Она: «Люди ездят со Славковичевского района и часто ночуют у нас».
«А вы пускаете ночевать-то?»
«Ночуют! Не бойся, ничего не будет!»
Этим так я успокоилась. Хоть не совсем, но личность держала веселую. Но на сердце было, конечно…
Входят они в комнату. Здороваются с нами. Молодые, красивые. Ну, думаю, как мне обратиться, чтобы выходка моя не видна была партизанская, а — простой такой, тихонькой… Поздоровались они с нами. Они по-русски говорят неплохо. Слова некоторые говорят замечательно. Она говорит по-немецки: «Сестра моя, двоюродная, со Славковичей!..»
Они: «Очень приятно! Как далеко она ехала!»
«А я ее призвала к себе, чтоб она приехала в гости».
«Ну и хорошо! — говорят. — Какая веселая у тебя сестренка, молодая еще!
«Пойдемте в комнату, — говорит Катюша, — в другую!»
Я сижу, конечно, на месте.
Она: «Пойдемте, Клава, пойдемте, там патефон есть у меня. Поиграем!»

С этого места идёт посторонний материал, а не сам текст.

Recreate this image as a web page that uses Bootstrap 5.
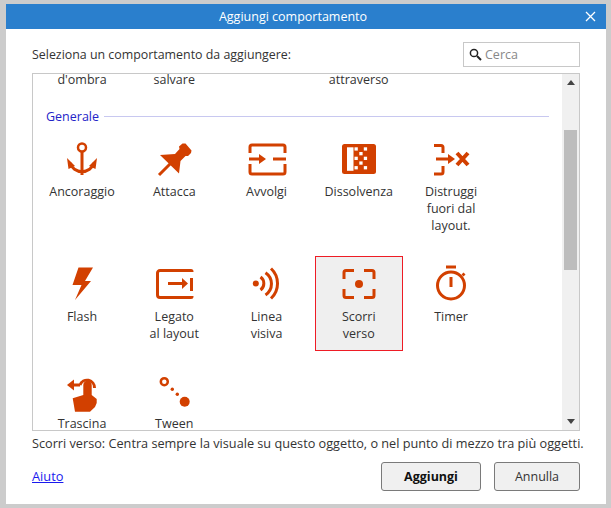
<!DOCTYPE html>
<html lang="it"><head><meta charset="utf-8"><title>Aggiungi comportamento</title>
<link rel="stylesheet" href="https://cdn.jsdelivr.net/npm/bootstrap@5.3.0/dist/css/bootstrap.min.css">
<style>
html,body{height:100%}
body{background:#ccc;font-family:"Open Sans","Noto Sans","Liberation Sans",sans-serif;font-size:12.5px;line-height:17px;color:#333;padding:4px 5px 4px 6px;overflow:hidden}
.dlg{width:600px;height:500px;background:#fff}
.dlg-title{height:25px;background:#2a7fcd;color:#fff;font-size:12.5px;padding-right:26px}
.dlg-close{right:9px;top:6px;width:13px;height:13px}
.dlg-body{padding:13px 26px 0 26px}
.lbl{font-size:12.4px}
.srch{width:117px;height:25px;border:1px solid #c8c8c8;padding-left:5px;gap:3px;color:#888}
.srch input{border:0;outline:0;width:80px;padding:0;font:inherit;color:#333}
.srch input::placeholder{color:#888;opacity:1}
.lst{height:358px;border:1px solid #c8c8c8;margin-top:6px;overflow:hidden}
.lst-main{padding-left:5px;overflow:hidden;min-width:0}
.cells{display:grid;grid-template-columns:repeat(5,88px);column-gap:4.25px;justify-items:stretch}
.toprow{height:13px;margin-top:-3px;text-align:center}
.sect{margin:24px 13px 0 8px;color:#2424c8;gap:5px}
.sect-line{height:1px;background:#c8c8f0}
.grid-top{margin-top:6px}
.cell{height:95px;padding-top:9px;text-align:center;border:1px solid transparent;margin-bottom:12px}
.cell.tall{height:112px;margin-bottom:13px}
.cell.sel{background:#efefef;border-color:#ee1c25}
.cell svg{display:block;margin:-1px auto 3px;width:40px;height:40px;overflow:visible}
.o{fill:#d24000;stroke:none}
.s{fill:none;stroke:#d24000;stroke-width:3}
.s4{stroke-width:4}
.s25{stroke-width:2.5}
.w{fill:#fff}
.sb{width:17px;background:#f0f0f0}
.sb-btn{height:17px}
.sb-gap{height:39px}
.sb-thumb{height:140px;background:#bdbdbd;margin:0 2px}
.stat{margin-top:4px;white-space:nowrap;font-size:12.7px}
.foot{margin-top:10px}
.foot a{color:#1a1aee;font-size:12.8px}
.foot .btn{height:29px;font-size:12.5px;line-height:17px;padding:0;background:#f0f0f0;border:1px solid #7a7a7a;border-radius:3px;color:#333}
.b1{width:100px;font-weight:700;color:#111!important}
.b2{width:86px;margin-left:13px}
</style></head><body>
<div class="dlg d-flex flex-column">
  <div class="dlg-title position-relative d-flex align-items-center justify-content-center">Aggiungi comportamento
    <svg class="dlg-close position-absolute" viewBox="0 0 13 13"><path d="M2 2l9 9M11 2l-9 9" stroke="#fff" stroke-width="1.3" fill="none"/></svg>
  </div>
  <div class="dlg-body flex-grow-1">
    <div class="d-flex justify-content-between align-items-center">
      <span class="lbl">Seleziona un comportamento da aggiungere:</span>
      <label class="srch d-flex align-items-center mb-0">
        <svg width="13" height="13" viewBox="0 0 13 13"><circle cx="5" cy="5" r="3.6" fill="none" stroke="#222" stroke-width="1.5"/><path d="M8 8l4 4" stroke="#222" stroke-width="2"/></svg>
        <input type="text" placeholder="Cerca">
      </label>
    </div>
    <div class="lst d-flex">
      <div class="lst-main flex-grow-1">
        <div class="cells toprow"><div>d'ombra</div><div>salvare</div><div></div><div>attraverso</div><div></div></div>
        <div class="sect d-flex align-items-center"><span>Generale</span><div class="sect-line flex-grow-1"></div></div>
        <div class="cells grid-top">
          <div class="cell tall"><svg viewBox="0 0 40 40"><circle class="s s25" cx="20" cy="7.500" r="4"/><path class="s" d="M20 12V35M8 23A12.500 12 0 0 0 32 23"/><path class="o" d="M5 18l8 8-6.500 3zM35 18l-8 8 6.500 3z"/></svg>Ancoraggio</div>
          <div class="cell tall"><svg viewBox="0 0 40 40"><path class="o" d="M6 15L21 14 25.500 9 25 6.500 28.500 3.500H31.500L37.500 10.500 37 13 34 16H31.500L26.500 21 25 33.500z"/><path class="s" d="M5 35L18 22"/></svg>Attacca</div>
          <div class="cell tall"><svg viewBox="0 0 40 40"><path class="s" d="M3 13V7a2 2 0 0 1 2-2h31a2 2 0 0 1 2 2v6M3 24v8a2 2 0 0 0 2 2h31a2 2 0 0 0 2-2v-8M2 19H13M26 19H39"/><path class="o" d="M12 14l7 5-7 5z"/></svg>Avvolgi</div>
          <div class="cell tall"><svg viewBox="0 0 40 40"><rect class="o" x="3" y="4" width="34" height="30" rx="2.500"/><g class="w"><rect x="8" y="7.300" width="6.500" height="23.500"/><rect x="15.500" y="7.300" width="3.300" height="3.300"/><rect x="24.800" y="7.300" width="3.300" height="3.300"/><rect x="20.300" y="12" width="3.300" height="3.300"/><rect x="15.500" y="16.700" width="3.300" height="3.300"/><rect x="24.800" y="16.700" width="3.300" height="3.300"/><rect x="20.300" y="21.400" width="3.300" height="3.300"/><rect x="15.500" y="26.100" width="3.300" height="3.300"/><rect x="24.800" y="26.100" width="3.300" height="3.300"/></g></svg>Dissolvenza</div>
          <div class="cell tall"><svg viewBox="0 0 40 40"><path class="s" d="M3 5.500H10a2 2 0 0 1 2 2V13M3 34H10a2 2 0 0 0 2-2V26M5 19H18"/><path class="o" d="M17 14l7 5-7 5z"/><path class="s s4" d="M26 13L37 25M37 13L26 25"/></svg>Distruggi<br>fuori dal<br>layout.</div>

          <div class="cell"><svg viewBox="0 0 40 40"><path class="o" d="M16.500 2.500H31L23 16H29L13 35 19.500 20H10.500z"/></svg>Flash</div>
          <div class="cell"><svg viewBox="0 0 40 40"><path class="s" d="M38 7V6.500a1 1 0 0 0-1-1H6a2.500 2.500 0 0 0-2.500 2.500V30a2.500 2.500 0 0 0 2.500 2.500H37a1 1 0 0 0 1-1V31"/><path class="o" d="M36 13h3v13h-3zM14 17h15v3H14z"/><path class="o" d="M28 13l6 5.500-6 5.500z"/></svg>Legato<br>al layout</div>
          <div class="cell"><svg viewBox="0 0 40 40"><circle class="o" cx="8.800" cy="18.500" r="3"/><path class="s" d="M13.500 12A8 8 0 0 1 13.500 25M18.500 7.700A13.400 13.400 0 0 1 18.500 30M24 3.500A20.500 20.500 0 0 1 24 33.500"/></svg>Linea<br>visiva</div>
          <div class="cell sel"><svg viewBox="0 0 40 40"><path class="s" d="M15 5.500H7a2 2 0 0 0-2 2V14M25 5.500H33a2 2 0 0 1 2 2V14M15 32.500H7a2 2 0 0 1-2-2V24M25 32.500H33a2 2 0 0 0 2-2V24"/><circle class="o" cx="20" cy="19" r="4"/></svg>Scorri<br>verso</div>
          <div class="cell"><svg viewBox="0 0 40 40"><circle class="s" cx="20" cy="20.500" r="13.500"/><path class="s" d="M15 2H25M20 12V22"/><path class="o" d="M30.500 9.500l2-2 2 2-2 2z"/></svg>Timer</div>

          <div class="cell"><svg viewBox="0 -3 40 40"><path class="o" d="M5 10l7-5.500v11z"/><path class="s" d="M10 10H18M18 10A7.500 7.500 0 0 1 32.500 13"/><path class="o" d="M21.300 10a4.200 4.200 0 0 1 8.400 0V20L34.700 24V28L33 32 28 36.700H13L10.700 23.300 21.300 20z"/></svg>Trascina</div>
          <div class="cell"><svg viewBox="0 -3 40 40"><circle class="s s25" cx="10.300" cy="6.700" r="3.500"/><circle class="o" cx="18.300" cy="14.300" r="1.700"/><circle class="o" cx="23.300" cy="19.300" r="1.700"/><circle class="o" cx="30.700" cy="26.700" r="5"/></svg>Tween</div>
        </div>
      </div>
      <div class="sb d-flex flex-column flex-shrink-0">
        <div class="sb-btn d-flex align-items-center justify-content-center"><svg width="8" height="5"><path d="M0 5L4 0 8 5z" fill="#444"/></svg></div>
        <div class="sb-gap"></div>
        <div class="sb-thumb"></div>
        <div class="flex-grow-1"></div>
        <div class="sb-btn d-flex align-items-center justify-content-center"><svg width="8" height="5"><path d="M0 0L4 5 8 0z" fill="#444"/></svg></div>
      </div>
    </div>
    <div class="stat">Scorri verso: Centra sempre la visuale su questo oggetto, o nel punto di mezzo tra più oggetti.</div>
    <div class="foot d-flex align-items-center">
      <a href="#">Aiuto</a>
      <button type="button" class="btn b1 ms-auto">Aggiungi</button>
      <button type="button" class="btn b2">Annulla</button>
    </div>
  </div>
</div>
<script src="https://cdn.jsdelivr.net/npm/bootstrap@5.3.0/dist/js/bootstrap.bundle.min.js"></script>
</body></html>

Входим в комнату. Они раздеваются, конечно, офицеры, — в шинелях, с погонами, одеты чисто. Обращаются так вежливо со мной. Я тоже, — даю стул, ухаживаю. Завели патефон. А у меня было двенадцать штук пластинок немецких с собой, привезла. Фокстроты там, танцы… Я говорю: «Знаете что? У меня есть пластинки, двенадцать штук! И замечательные пластинки! Немецкие!»
«Да?»
«Да!»
Вытягиваю пластинки из мешочка, подаю немцам — офицерам, конечно.
«Ух, — говорят, — какие хорошие! Вот, потанцуем теперь-то!»
Начали играть. Берет офицер Катюшку танцевать. Приглашает меня тоже офицер танцевать. Пожалуйста, иду танцевать. Но сердце никак не может терпеть. Колотится, и даже я не хочу, но так у меня трясутся руки! Я злюся. И такая у меня краска в лице, прямо не знамо что! Но все равно, держу себя, чтобы мне не выдаться. Думаю: а что, как заметят у меня пистолет-то в валенке?
Потанцевали, сели, сажают меня на диван. И благодарят меня: спасибо, что потанцевала! Я: «Пожалста, пожалста!»
Сидит офицер и говорит: «Давно вы приехали?»
«Сегодня только!»
«Поздно вы приехали?»
«Часа в четыре».
«Устали, наверно?»
«Да, конечно, устала!»
«Ну как там у вас, партизан не слышно?»
«Нет, не слышно. У нас нет партизан. Спокойно».
«Да, проклятые партизаны!» — говорит.